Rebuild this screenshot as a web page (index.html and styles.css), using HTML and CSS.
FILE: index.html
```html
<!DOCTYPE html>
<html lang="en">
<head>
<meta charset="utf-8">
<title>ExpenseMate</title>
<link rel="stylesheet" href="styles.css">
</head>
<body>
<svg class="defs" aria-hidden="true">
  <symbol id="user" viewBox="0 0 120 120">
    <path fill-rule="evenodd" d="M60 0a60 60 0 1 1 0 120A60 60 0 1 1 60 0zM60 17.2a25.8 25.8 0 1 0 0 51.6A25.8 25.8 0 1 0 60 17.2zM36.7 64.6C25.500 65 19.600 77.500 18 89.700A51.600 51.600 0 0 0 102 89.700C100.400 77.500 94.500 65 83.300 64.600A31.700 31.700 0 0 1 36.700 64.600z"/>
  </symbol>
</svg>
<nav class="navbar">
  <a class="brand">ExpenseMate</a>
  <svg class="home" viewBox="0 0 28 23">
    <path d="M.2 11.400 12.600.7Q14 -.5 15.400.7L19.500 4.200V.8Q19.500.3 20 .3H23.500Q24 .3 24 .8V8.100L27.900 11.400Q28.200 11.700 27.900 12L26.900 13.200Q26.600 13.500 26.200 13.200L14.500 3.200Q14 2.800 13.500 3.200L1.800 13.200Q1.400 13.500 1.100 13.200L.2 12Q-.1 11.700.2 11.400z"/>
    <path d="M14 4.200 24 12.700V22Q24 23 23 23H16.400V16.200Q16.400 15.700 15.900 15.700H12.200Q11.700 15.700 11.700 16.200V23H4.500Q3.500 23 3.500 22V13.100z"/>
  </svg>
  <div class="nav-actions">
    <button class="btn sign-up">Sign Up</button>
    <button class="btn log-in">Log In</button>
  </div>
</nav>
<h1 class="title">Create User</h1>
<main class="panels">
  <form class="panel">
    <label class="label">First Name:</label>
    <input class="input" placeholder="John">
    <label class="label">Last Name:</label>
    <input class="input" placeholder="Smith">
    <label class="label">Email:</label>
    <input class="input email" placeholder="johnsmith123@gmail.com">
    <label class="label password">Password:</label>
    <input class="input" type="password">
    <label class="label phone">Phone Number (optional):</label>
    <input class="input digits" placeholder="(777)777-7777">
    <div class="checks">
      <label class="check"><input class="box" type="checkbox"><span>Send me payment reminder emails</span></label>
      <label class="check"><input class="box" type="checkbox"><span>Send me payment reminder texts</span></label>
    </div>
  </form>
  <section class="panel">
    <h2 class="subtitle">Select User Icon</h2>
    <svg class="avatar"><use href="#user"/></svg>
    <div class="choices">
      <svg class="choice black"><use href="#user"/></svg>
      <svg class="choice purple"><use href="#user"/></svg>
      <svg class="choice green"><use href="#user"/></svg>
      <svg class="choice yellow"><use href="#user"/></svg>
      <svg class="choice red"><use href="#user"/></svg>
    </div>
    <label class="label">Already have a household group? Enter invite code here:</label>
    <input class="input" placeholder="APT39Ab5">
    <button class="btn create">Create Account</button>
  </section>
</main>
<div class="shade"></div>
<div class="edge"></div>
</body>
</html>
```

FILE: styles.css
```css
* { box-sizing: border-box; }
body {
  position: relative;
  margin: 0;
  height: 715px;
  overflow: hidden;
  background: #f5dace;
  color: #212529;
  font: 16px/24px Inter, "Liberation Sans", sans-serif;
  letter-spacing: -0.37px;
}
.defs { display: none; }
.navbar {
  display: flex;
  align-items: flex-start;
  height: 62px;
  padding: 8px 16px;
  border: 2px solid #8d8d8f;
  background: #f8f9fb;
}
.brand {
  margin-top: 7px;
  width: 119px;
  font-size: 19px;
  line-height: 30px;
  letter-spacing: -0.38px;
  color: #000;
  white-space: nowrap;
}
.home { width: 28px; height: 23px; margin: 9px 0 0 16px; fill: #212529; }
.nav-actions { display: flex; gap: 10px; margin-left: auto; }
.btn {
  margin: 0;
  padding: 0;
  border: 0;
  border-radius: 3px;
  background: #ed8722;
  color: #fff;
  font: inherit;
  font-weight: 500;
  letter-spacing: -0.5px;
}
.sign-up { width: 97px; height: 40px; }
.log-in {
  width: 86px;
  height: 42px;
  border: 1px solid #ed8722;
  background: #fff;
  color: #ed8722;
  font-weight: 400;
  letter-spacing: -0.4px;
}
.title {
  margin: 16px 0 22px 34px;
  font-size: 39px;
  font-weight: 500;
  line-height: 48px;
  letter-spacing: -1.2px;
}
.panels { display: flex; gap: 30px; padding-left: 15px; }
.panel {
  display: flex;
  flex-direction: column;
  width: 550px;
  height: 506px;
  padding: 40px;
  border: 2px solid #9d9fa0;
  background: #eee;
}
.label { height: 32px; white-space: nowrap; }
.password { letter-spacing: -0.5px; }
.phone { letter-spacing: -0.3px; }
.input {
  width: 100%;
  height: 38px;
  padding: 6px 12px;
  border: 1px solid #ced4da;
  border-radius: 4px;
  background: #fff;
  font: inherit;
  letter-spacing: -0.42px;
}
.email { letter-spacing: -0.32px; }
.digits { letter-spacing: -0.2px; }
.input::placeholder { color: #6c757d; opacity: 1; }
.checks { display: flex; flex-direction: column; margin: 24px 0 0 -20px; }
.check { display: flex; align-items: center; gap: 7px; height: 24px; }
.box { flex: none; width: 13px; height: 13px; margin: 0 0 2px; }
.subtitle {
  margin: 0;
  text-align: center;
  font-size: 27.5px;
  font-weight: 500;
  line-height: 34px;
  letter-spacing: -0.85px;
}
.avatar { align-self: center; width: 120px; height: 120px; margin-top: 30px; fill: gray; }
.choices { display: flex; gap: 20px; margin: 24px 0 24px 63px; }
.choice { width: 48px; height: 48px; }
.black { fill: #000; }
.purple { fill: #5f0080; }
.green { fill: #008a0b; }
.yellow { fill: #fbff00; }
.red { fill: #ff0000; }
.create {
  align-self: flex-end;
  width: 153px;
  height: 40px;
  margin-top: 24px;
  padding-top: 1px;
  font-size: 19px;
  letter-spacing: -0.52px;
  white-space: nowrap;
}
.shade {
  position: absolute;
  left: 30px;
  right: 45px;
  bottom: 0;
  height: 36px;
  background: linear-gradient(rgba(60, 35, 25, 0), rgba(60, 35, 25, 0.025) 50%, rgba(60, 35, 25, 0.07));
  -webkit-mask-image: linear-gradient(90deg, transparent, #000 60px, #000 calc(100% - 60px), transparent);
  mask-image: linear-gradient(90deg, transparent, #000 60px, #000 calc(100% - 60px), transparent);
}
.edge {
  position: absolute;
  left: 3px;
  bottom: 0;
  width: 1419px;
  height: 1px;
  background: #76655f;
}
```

→ Exercise requirements: Copy all of the data exactly.

→ Complete answer:
Rebuild this screenshot as a web page (index.html and styles.css), using HTML and CSS.
FILE: index.html
```html
<!DOCTYPE html>
<html lang="en">
<head>
<meta charset="utf-8">
<title>ExpenseMate</title>
<link rel="stylesheet" href="styles.css">
</head>
<body>
<svg class="defs" aria-hidden="true">
  <symbol id="user" viewBox="0 0 120 120">
    <path fill-rule="evenodd" d="M60 0a60 60 0 1 1 0 120A60 60 0 1 1 60 0zM60 17.2a25.8 25.8 0 1 0 0 51.6A25.8 25.8 0 1 0 60 17.2zM36.7 64.6C25.500 65 19.600 77.500 18 89.700A51.600 51.600 0 0 0 102 89.700C100.400 77.500 94.500 65 83.300 64.600A31.700 31.700 0 0 1 36.700 64.600z"/>
  </symbol>
</svg>
<nav class="navbar">
  <a class="brand">ExpenseMate</a>
  <svg class="home" viewBox="0 0 28 23">
    <path d="M.2 11.400 12.600.7Q14 -.5 15.400.7L19.500 4.200V.8Q19.500.3 20 .3H23.500Q24 .3 24 .8V8.100L27.900 11.400Q28.200 11.700 27.900 12L26.900 13.200Q26.600 13.500 26.200 13.200L14.500 3.200Q14 2.800 13.500 3.200L1.800 13.200Q1.400 13.500 1.100 13.200L.2 12Q-.1 11.700.2 11.400z"/>
    <path d="M14 4.200 24 12.700V22Q24 23 23 23H16.400V16.200Q16.400 15.700 15.900 15.700H12.200Q11.700 15.700 11.700 16.200V23H4.500Q3.500 23 3.500 22V13.100z"/>
  </svg>
  <div class="nav-actions">
    <button class="btn sign-up">Sign Up</button>
    <button class="btn log-in">Log In</button>
  </div>
</nav>
<h1 class="title">Create User</h1>
<main class="panels">
  <form class="panel">
    <label class="label">First Name:</label>
    <input class="input" placeholder="John">
    <label class="label">Last Name:</label>
    <input class="input" placeholder="Smith">
    <label class="label">Email:</label>
    <input class="input email" placeholder="johnsmith123@gmail.com">
    <label class="label password">Password:</label>
    <input class="input" type="password">
    <label class="label phone">Phone Number (optional):</label>
    <input class="input digits" placeholder="(777)777-7777">
    <div class="checks">
      <label class="check"><input class="box" type="checkbox"><span>Send me payment reminder emails</span></label>
      <label class="check"><input class="box" type="checkbox"><span>Send me payment reminder texts</span></label>
    </div>
  </form>
  <section class="panel">
    <h2 class="subtitle">Select User Icon</h2>
    <svg class="avatar"><use href="#user"/></svg>
    <div class="choices">
      <svg class="choice black"><use href="#user"/></svg>
      <svg class="choice purple"><use href="#user"/></svg>
      <svg class="choice green"><use href="#user"/></svg>
      <svg class="choice yellow"><use href="#user"/></svg>
      <svg class="choice red"><use href="#user"/></svg>
    </div>
    <label class="label">Already have a household group? Enter invite code here:</label>
    <input class="input" placeholder="APT39Ab5">
    <button class="btn create">Create Account</button>
  </section>
</main>
<div class="shade"></div>
<div class="edge"></div>
</body>
</html>
```

FILE: styles.css
```css
* { box-sizing: border-box; }
body {
  position: relative;
  margin: 0;
  height: 715px;
  overflow: hidden;
  background: #f5dace;
  color: #212529;
  font: 16px/24px Inter, "Liberation Sans", sans-serif;
  letter-spacing: -0.37px;
}
.defs { display: none; }
.navbar {
  display: flex;
  align-items: flex-start;
  height: 62px;
  padding: 8px 16px;
  border: 2px solid #8d8d8f;
  background: #f8f9fb;
}
.brand {
  margin-top: 7px;
  width: 119px;
  font-size: 19px;
  line-height: 30px;
  letter-spacing: -0.38px;
  color: #000;
  white-space: nowrap;
}
.home { width: 28px; height: 23px; margin: 9px 0 0 16px; fill: #212529; }
.nav-actions { display: flex; gap: 10px; margin-left: auto; }
.btn {
  margin: 0;
  padding: 0;
  border: 0;
  border-radius: 3px;
  background: #ed8722;
  color: #fff;
  font: inherit;
  font-weight: 500;
  letter-spacing: -0.5px;
}
.sign-up { width: 97px; height: 40px; }
.log-in {
  width: 86px;
  height: 42px;
  border: 1px solid #ed8722;
  background: #fff;
  color: #ed8722;
  font-weight: 400;
  letter-spacing: -0.4px;
}
.title {
  margin: 16px 0 22px 34px;
  font-size: 39px;
  font-weight: 500;
  line-height: 48px;
  letter-spacing: -1.2px;
}
.panels { display: flex; gap: 30px; padding-left: 15px; }
.panel {
  display: flex;
  flex-direction: column;
  width: 550px;
  height: 506px;
  padding: 40px;
  border: 2px solid #9d9fa0;
  background: #eee;
}
.label { height: 32px; white-space: nowrap; }
.password { letter-spacing: -0.5px; }
.phone { letter-spacing: -0.3px; }
.input {
  width: 100%;
  height: 38px;
  padding: 6px 12px;
  border: 1px solid #ced4da;
  border-radius: 4px;
  background: #fff;
  font: inherit;
  letter-spacing: -0.42px;
}
.email { letter-spacing: -0.32px; }
.digits { letter-spacing: -0.2px; }
.input::placeholder { color: #6c757d; opacity: 1; }
.checks { display: flex; flex-direction: column; margin: 24px 0 0 -20px; }
.check { display: flex; align-items: center; gap: 7px; height: 24px; }
.box { flex: none; width: 13px; height: 13px; margin: 0 0 2px; }
.subtitle {
  margin: 0;
  text-align: center;
  font-size: 27.5px;
  font-weight: 500;
  line-height: 34px;
  letter-spacing: -0.85px;
}
.avatar { align-self: center; width: 120px; height: 120px; margin-top: 30px; fill: gray; }
.choices { display: flex; gap: 20px; margin: 24px 0 24px 63px; }
.choice { width: 48px; height: 48px; }
.black { fill: #000; }
.purple { fill: #5f0080; }
.green { fill: #008a0b; }
.yellow { fill: #fbff00; }
.red { fill: #ff0000; }
.create {
  align-self: flex-end;
  width: 153px;
  height: 40px;
  margin-top: 24px;
  padding-top: 1px;
  font-size: 19px;
  letter-spacing: -0.52px;
  white-space: nowrap;
}
.shade {
  position: absolute;
  left: 30px;
  right: 45px;
  bottom: 0;
  height: 36px;
  background: linear-gradient(rgba(60, 35, 25, 0), rgba(60, 35, 25, 0.025) 50%, rgba(60, 35, 25, 0.07));
  -webkit-mask-image: linear-gradient(90deg, transparent, #000 60px, #000 calc(100% - 60px), transparent);
  mask-image: linear-gradient(90deg, transparent, #000 60px, #000 calc(100% - 60px), transparent);
}
.edge {
  position: absolute;
  left: 3px;
  bottom: 0;
  width: 1419px;
  height: 1px;
  background: #76655f;
}
```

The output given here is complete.